Si definisce “Età dell’angoscia” il periodo storico che va da Commodo a Diocleziano, ovvero dal 180 al 305 d.C.. L’espressione è un prestito dal titolo del poema di W.H. Auden, The age of Anxiety, del 1947, in cui l’autore definiva in tal modo il pesante clima del post-guerra mondiale. Il filologo e grecista Dodds, in seguito, lo utilizza nuovamente per descrivere l’inizio del declino dell’Impero Romano, a partire dal III secolo. Sentimento di angoscia poiché i punti di riferimento della struttura organizzativa dell’Impero cominciavano a mutare. Roma perdeva la sua centralità a causa della moltiplicazione delle sedi politiche tanto che spesso gli imperatori non si avvicinavano neanche alla città. Il sistema politico e sociale iniziava a collassare, la minaccia di invasioni barbariche era sempre più reale.
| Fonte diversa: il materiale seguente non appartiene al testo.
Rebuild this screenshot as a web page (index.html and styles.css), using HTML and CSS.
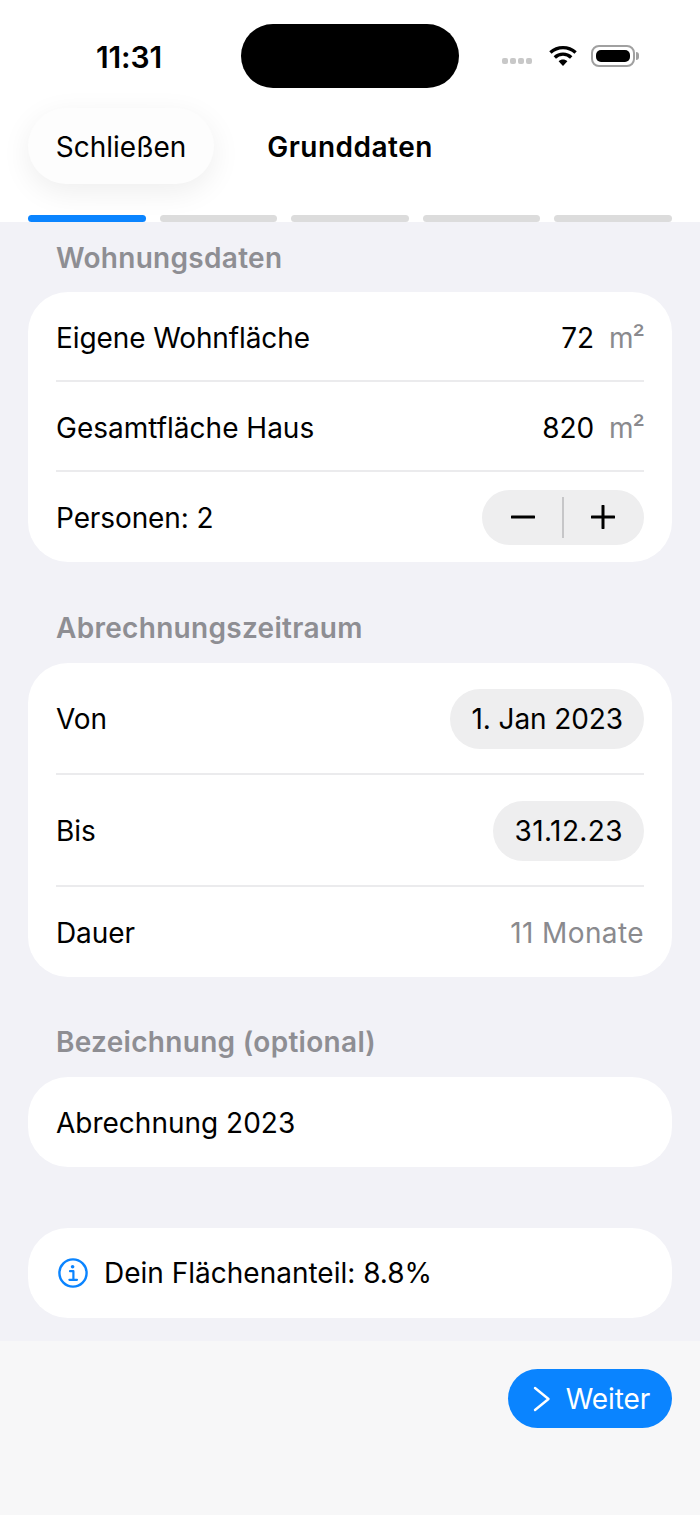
FILE: index.html
```html
<!DOCTYPE html>
<html>
<head>
    <title>Grunddaten</title>
    <link rel="stylesheet" href="styles.css">
</head>
<body>
    <header class="top">
        <div class="status">
            <span class="time">11:31</span>
            <div class="island"></div>
            <div class="status-icons">
                <div class="dots"><i></i><i></i><i></i><i></i></div>
                <svg class="wifi" width="30" height="22" viewBox="0 0 30 22">
                    <path d="M15 21 L10.6 16.2 C13 13.8 17 13.8 19.4 16.2 Z" fill="#000"/>
                    <path d="M6.8 12.4 C11.4 8 18.6 8 23.2 12.4" fill="none" stroke="#000" stroke-width="3.4"/>
                    <path d="M2.4 7.6 C9.6 1 20.4 1 27.6 7.6" fill="none" stroke="#000" stroke-width="3.4"/>
                </svg>
                <div class="battery"><div class="battery-fill"></div></div>
                <div class="battery-cap"></div>
            </div>
        </div>
        <div class="nav">
            <button class="close-btn">Schließen</button>
            <span class="nav-title">Grunddaten</span>
        </div>
        <div class="progress">
            <div class="step active"></div>
            <div class="step"></div>
            <div class="step"></div>
            <div class="step"></div>
            <div class="step"></div>
        </div>
    </header>

    <main class="content">
        <h2 class="section-title first">Wohnungsdaten</h2>
        <section class="card">
            <div class="row row-line row-low">
                <span>Eigene Wohnfläche</span>
                <span class="value">72<span class="unit">m²</span></span>
            </div>
            <div class="row row-line row-low">
                <span class="wide">Gesamtfläche Haus</span>
                <span class="value">820<span class="unit">m²</span></span>
            </div>
            <div class="row">
                <span>Personen: 2</span>
                <div class="stepper">
                    <svg width="24" height="24" viewBox="0 0 24 24"><path d="M1 12H23" stroke="#000" stroke-width="3" stroke-linecap="round"/></svg>
                    <div class="stepper-sep"></div>
                    <svg width="24" height="24" viewBox="0 0 24 24"><path d="M1 12H23M12 1V23" stroke="#000" stroke-width="3" stroke-linecap="round"/></svg>
                </div>
            </div>
        </section>

        <h2 class="section-title second">Abrechnungszeitraum</h2>
        <section class="card">
            <div class="row row-tall row-line">
                <span>Von</span>
                <span class="date-pill">1. Jan 2023</span>
            </div>
            <div class="row row-tall row-line">
                <span>Bis</span>
                <span class="date-pill spaced">31.12.23</span>
            </div>
            <div class="row">
                <span>Dauer</span>
                <span class="muted spaced">11 Monate</span>
            </div>
        </section>

        <h2 class="section-title">Bezeichnung (optional)</h2>
        <section class="card">
            <div class="row">
                <span class="wide">Abrechnung 2023</span>
            </div>
        </section>

        <section class="card info-card">
            <svg class="info-icon" width="30" height="30" viewBox="0 0 30 30">
                <circle cx="15" cy="15" r="13.6" fill="none" stroke="#0a84ff" stroke-width="2.4"/>
                <circle cx="14.6" cy="8.8" r="1.8" fill="#0a84ff"/>
                <path d="M12 13.2H15.4V21.6M11.4 21.8H19" fill="none" stroke="#0a84ff" stroke-width="2.2" stroke-linecap="round" stroke-linejoin="round"/>
            </svg>
            <span class="wide">Dein Flächenanteil: 8.8%</span>
        </section>
    </main>

    <footer class="bottom">
        <button class="next-btn">
            <svg width="18" height="26" viewBox="0 0 18 26"><path d="M2 2L15.5 13L2 24" fill="none" stroke="#fff" stroke-width="2.4" stroke-linecap="round" stroke-linejoin="round"/></svg>
            Weiter
        </button>
    </footer>
</body>
</html>
```

FILE: styles.css
```css
* {
    box-sizing: border-box;
}

body {
    margin: 0;
    width: 700px;
    height: 1515px;
    display: flex;
    flex-direction: column;
    background-color: #f2f2f7;
    font-family: Inter, "Liberation Sans", sans-serif;
    font-size: 28px;
    letter-spacing: -0.1px;
    color: #000;
    overflow: hidden;
}

/* Top area */
.top {
    height: 222px;
    background-color: #fff;
    flex-shrink: 0;
}

.status {
    height: 84px;
    padding-top: 24px;
    display: flex;
    align-items: flex-start;
}

.time {
    width: 241px;
    padding-top: 15px;
    padding-left: 17px;
    text-align: center;
    font-size: 30px;
    line-height: 36px;
    font-weight: 600;
}

.island {
    width: 218px;
    height: 64px;
    border-radius: 32px;
    background-color: #000;
}

.status-icons {
    display: flex;
    align-items: center;
    padding: 21px 0 0 43px;
}

.dots {
    display: flex;
    gap: 2px;
    margin-top: 10px;
    margin-right: 16px;
}

.dots i {
    width: 6px;
    height: 6px;
    border-radius: 2px;
    background-color: #c8c8c8;
}

.wifi {
    margin-right: 13px;
}

.battery {
    width: 44px;
    height: 22px;
    padding: 3px;
    border: 2px solid #a0a0a0;
    border-radius: 8px;
}

.battery-fill {
    width: 100%;
    height: 100%;
    border-radius: 5px;
    background-color: #000;
}

.battery-cap {
    width: 3px;
    height: 8px;
    margin-left: 1px;
    border-radius: 0 3px 3px 0;
    background-color: #a0a0a0;
}

.nav {
    height: 76px;
    margin-top: 24px;
    padding: 0 28px;
    display: grid;
    grid-template-columns: 1fr auto 1fr;
    align-items: center;
}

.close-btn {
    width: 186px;
    height: 76px;
    padding-top: 2px;
    border: none;
    border-radius: 38px;
    background-color: #fdfdfd;
    box-shadow: 0 8px 30px rgba(0, 0, 0, 0.07);
    font: inherit;
    letter-spacing: 0;
    color: #000;
}

.nav-title {
    padding-top: 2px;
    font-weight: 600;
    letter-spacing: 0.5px;
}

.progress {
    display: flex;
    gap: 14px;
    margin-top: 31px;
    padding: 0 28px;
}

.step {
    flex: 1;
    height: 7px;
    border-radius: 4px;
    background-color: #dcdcdc;
}

.step.active {
    background-color: #0a84ff;
}

/* Form cards */
.content {
    flex: 1;
    padding: 0 28px;
}

.section-title {
    margin: 0;
    padding: 48px 28px 18px;
    font-size: 28px;
    line-height: 34px;
    font-weight: 600;
    letter-spacing: 0.3px;
    color: #8e8e93;
}

.section-title.first {
    padding-top: 19px;
    padding-bottom: 17px;
}

.section-title.second {
    padding-top: 49px;
}

.card {
    background-color: #fff;
    border-radius: 40px;
    padding: 0 28px;
}

.row {
    height: 90px;
    display: flex;
    align-items: center;
    justify-content: space-between;
}

.row > span {
    padding-top: 1px;
}

.row-low > span {
    padding-top: 3px;
}

.row-tall {
    height: 112px;
}

.row-line {
    border-bottom: 2px solid #ebebed;
}

.wide {
    letter-spacing: 0;
}

.spaced {
    letter-spacing: 0.4px;
}

.value {
    display: flex;
    align-items: center;
}

.unit {
    margin-left: 15px;
    letter-spacing: -1px;
    color: #8a8a8e;
}

.muted {
    color: #8a8a8e;
}

.stepper {
    width: 162px;
    height: 55px;
    border-radius: 28px;
    background-color: #eeeeef;
    display: flex;
    align-items: center;
    justify-content: space-between;
    padding: 0 29px;
}

.stepper-sep {
    width: 2px;
    height: 41px;
    background-color: #c6c6c8;
}

.row > .date-pill {
    height: 60px;
    margin-top: 2px;
    padding: 0 21px 0 22px;
    display: flex;
    align-items: center;
    border-radius: 30px;
    background-color: #eeeeef;
}

.info-card {
    height: 90px;
    margin-top: 61px;
    display: flex;
    align-items: center;
    gap: 16px;
}

.info-icon {
    margin-left: 2px;
}

/* Bottom bar */
.bottom {
    height: 174px;
    flex-shrink: 0;
    background-color: #f7f7f8;
    display: flex;
    justify-content: flex-end;
    padding: 28px 28px 0;
}

.next-btn {
    width: 164px;
    height: 59px;
    padding: 0 0 0 3px;
    border: none;
    border-radius: 30px;
    background-color: #0a84ff;
    color: #fff;
    font: inherit;
    letter-spacing: inherit;
    display: flex;
    align-items: center;
    justify-content: center;
    gap: 15px;
}
```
Guerre civili, carestie ed epidemie aggravavano la crisi economica e il concetto stesso di romanitas, su cui era fino ad allora impostato l’Impero, cominciava a vacillare.
Nella prima sezione della mostra, I protagonisti, ammiriamo circa 90 ritratti, principalmente busti, e notiamo la differenza sostanziale tra la rappresentazione degli imperatori precedenti, molto naturalistici, e questi volti profondamente scavati nel marmo e caratterizzati da sguardi trascendenti che mostrano un “dolore di vivere” – come lo definì il padre dell’archeologia italiana Ranuccio Bianchi Baldinelli.Si prosegue con La città di Roma, in cui si analizzano documenti fondamentali per lo studio urbanistico della città - reperti e ricostruzioni - poiché, nonostante il malessere generale, i romani di quei secoli, non soltanto preservarono e restaurarono il patrimonio esistente, ma costruirono nuovi acquedotti, terme e infrastrutture, tra cui le mura aureliane. Esse si sarebbero poi estese per un tracciato di ben 19 km per rimanere, ancora oggi, le più celebri al mondo sia per la lunghezza sia per il loro stato di conservazione. Nella sezione dedicata ai nuovi culti si sottolinea come, proprio nei periodi storici più difficili, l’umanità si rivolga sempre più all’ultraterreno. In concomitanza con l’affermarsi del Cristianesimo, si diffusero culti legati alle divinità orientali. Sono circa 50 le statuine qui esposte che rappresentano Iside, Mitra, Sabazio, Giove e molti altri. Peculiarità del III secolo fu la centralità dell’Esercito, a cui viene dedicata un’intera sezione con busti, stele e raffigurazioni di soldati. Il periodo che va dal 235 al 284 - anno in cui Diocleziano salì al potere - viene definito “anarchia militare” proprio per la centralità dell’esercito che addirittura sceglieva, nominava e, quando scomodi, eliminava gli imperatori.
Il percorso espositivo, visitabile fino al 4 ottobre 2015, raccoglie innumerevoli testimonianze utili ad una ricostruzione storico-culturale di quest’epoca. È fitto di utensili, arredi, argenterie, sarcofagi e urne, mosaici e affreschi. Reperti provenienti da musei internazionali come il Metropolitan di New York e il Museo Archeologico Nazionale di Atene, per la prima volta raccolti in un’unica mostra dedicata ad un periodo importante perché pone le basi per le successive fasi storiche, quella tardo antica e quella medievale.
Il tutto all’interno del più antico museo pubblico del mondo – nato nel 1471 quando Sisto IV decise di donare alla città un gruppo di statue bronzee che furono posizionate al Campidoglio – in cui si conservano le radici della nostra cultura e le origini dell’arte italiana.